■ Source data ■
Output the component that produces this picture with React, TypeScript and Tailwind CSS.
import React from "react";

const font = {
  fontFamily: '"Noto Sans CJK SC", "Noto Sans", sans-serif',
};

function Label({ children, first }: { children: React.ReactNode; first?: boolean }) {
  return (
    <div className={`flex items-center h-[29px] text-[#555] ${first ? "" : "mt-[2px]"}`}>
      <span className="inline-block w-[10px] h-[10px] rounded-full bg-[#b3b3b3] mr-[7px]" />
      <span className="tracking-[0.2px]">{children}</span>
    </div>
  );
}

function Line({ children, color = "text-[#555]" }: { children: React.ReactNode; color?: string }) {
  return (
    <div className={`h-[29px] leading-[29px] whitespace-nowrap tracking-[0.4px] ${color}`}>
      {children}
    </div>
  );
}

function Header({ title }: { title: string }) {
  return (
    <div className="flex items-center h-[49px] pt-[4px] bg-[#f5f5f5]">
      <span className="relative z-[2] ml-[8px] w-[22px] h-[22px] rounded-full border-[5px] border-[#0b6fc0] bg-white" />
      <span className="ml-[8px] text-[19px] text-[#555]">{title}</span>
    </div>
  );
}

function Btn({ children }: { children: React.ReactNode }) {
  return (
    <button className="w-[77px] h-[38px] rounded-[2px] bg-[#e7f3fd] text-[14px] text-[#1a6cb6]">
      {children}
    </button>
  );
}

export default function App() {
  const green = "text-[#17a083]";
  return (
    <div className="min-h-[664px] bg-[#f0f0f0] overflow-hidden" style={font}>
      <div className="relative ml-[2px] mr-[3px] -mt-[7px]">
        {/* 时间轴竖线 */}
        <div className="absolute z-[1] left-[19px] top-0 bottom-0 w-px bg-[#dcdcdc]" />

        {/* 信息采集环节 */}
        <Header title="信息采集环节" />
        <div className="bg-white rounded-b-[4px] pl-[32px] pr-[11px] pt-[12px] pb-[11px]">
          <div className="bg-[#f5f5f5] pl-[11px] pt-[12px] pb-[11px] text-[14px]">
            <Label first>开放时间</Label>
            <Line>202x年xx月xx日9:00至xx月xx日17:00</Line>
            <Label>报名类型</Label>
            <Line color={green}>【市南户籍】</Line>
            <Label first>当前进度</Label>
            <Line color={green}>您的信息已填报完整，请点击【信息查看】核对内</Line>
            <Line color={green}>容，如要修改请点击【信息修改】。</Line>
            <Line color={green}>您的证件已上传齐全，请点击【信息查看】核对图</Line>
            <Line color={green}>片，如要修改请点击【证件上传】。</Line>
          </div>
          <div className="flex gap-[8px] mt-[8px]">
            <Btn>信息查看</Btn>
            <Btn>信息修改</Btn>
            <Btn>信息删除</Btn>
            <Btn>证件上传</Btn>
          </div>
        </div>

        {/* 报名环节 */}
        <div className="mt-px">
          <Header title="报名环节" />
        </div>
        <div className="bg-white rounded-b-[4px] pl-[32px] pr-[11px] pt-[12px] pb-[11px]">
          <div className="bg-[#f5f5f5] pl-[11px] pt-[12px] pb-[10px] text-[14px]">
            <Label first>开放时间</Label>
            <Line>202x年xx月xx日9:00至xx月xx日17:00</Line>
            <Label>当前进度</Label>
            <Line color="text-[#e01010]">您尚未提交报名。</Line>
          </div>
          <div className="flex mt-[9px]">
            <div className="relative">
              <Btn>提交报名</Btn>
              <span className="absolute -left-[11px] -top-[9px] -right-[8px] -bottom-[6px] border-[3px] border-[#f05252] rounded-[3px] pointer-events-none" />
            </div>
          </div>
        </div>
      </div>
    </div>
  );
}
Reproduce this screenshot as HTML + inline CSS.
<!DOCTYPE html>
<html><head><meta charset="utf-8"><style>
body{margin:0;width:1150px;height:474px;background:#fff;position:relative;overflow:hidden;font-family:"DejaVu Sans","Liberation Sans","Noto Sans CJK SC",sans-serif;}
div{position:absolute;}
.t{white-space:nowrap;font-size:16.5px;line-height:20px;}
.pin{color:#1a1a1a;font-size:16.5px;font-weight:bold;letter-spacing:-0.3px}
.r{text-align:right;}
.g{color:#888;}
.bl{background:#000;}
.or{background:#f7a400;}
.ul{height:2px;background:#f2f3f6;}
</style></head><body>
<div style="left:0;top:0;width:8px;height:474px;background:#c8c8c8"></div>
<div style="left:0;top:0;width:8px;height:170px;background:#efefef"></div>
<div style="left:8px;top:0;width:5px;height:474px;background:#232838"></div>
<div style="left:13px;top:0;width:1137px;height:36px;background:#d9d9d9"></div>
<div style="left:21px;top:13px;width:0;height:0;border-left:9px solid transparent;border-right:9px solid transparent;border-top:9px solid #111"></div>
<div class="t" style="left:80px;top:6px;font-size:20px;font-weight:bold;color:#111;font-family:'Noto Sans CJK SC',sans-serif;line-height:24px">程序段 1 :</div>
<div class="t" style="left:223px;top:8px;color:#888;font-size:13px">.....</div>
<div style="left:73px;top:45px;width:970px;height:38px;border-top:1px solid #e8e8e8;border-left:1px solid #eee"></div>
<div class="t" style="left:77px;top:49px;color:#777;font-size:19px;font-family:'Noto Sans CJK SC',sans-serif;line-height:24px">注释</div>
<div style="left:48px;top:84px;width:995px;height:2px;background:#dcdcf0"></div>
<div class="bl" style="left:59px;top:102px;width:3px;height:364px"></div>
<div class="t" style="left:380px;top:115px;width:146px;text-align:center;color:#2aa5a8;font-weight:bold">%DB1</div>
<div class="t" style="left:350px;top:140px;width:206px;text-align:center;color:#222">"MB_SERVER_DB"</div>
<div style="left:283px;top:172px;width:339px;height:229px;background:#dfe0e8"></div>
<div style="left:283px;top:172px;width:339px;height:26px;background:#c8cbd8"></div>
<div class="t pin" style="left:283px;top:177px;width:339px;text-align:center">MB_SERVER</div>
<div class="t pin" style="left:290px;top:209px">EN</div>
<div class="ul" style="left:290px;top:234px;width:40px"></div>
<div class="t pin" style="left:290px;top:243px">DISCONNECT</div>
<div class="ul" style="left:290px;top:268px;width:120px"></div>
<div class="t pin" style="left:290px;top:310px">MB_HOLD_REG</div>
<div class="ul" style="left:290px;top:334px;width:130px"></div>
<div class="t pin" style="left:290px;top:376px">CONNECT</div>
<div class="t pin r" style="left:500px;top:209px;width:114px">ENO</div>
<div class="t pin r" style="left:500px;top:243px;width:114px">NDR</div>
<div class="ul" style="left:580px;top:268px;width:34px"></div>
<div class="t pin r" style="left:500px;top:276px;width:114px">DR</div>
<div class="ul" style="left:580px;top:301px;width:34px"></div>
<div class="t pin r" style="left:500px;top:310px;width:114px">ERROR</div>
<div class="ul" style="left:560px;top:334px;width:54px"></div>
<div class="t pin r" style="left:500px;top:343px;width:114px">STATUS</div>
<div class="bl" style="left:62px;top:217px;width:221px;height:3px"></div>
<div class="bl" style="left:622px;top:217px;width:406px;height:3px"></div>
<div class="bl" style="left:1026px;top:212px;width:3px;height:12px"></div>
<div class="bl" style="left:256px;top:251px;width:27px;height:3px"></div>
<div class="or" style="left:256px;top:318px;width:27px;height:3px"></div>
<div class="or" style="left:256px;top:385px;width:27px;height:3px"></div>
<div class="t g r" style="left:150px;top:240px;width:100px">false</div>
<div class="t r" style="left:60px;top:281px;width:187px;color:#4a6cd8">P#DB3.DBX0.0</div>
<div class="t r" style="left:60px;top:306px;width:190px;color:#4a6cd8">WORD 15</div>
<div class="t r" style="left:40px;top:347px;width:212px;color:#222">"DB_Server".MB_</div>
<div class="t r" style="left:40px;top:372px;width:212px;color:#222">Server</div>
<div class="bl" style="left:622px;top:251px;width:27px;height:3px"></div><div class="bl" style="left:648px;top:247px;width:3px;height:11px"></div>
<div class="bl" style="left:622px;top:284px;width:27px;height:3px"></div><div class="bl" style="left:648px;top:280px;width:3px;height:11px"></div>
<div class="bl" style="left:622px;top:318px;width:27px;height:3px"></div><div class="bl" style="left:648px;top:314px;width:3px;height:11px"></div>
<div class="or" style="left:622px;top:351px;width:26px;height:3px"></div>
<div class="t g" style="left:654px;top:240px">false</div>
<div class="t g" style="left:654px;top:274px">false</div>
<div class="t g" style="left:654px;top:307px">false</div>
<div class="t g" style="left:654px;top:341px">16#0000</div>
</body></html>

■ Problem details ■
Copy each line of the data that contains the word "React".

■ Answer for this exercise ■
Output the component that produces this picture with React, TypeScript and Tailwind CSS.
import React from "react";
function Label({ children, first }: { children: React.ReactNode; first?: boolean }) {
function Line({ children, color = "text-[#555]" }: { children: React.ReactNode; color?: string }) {
function Btn({ children }: { children: React.ReactNode }) {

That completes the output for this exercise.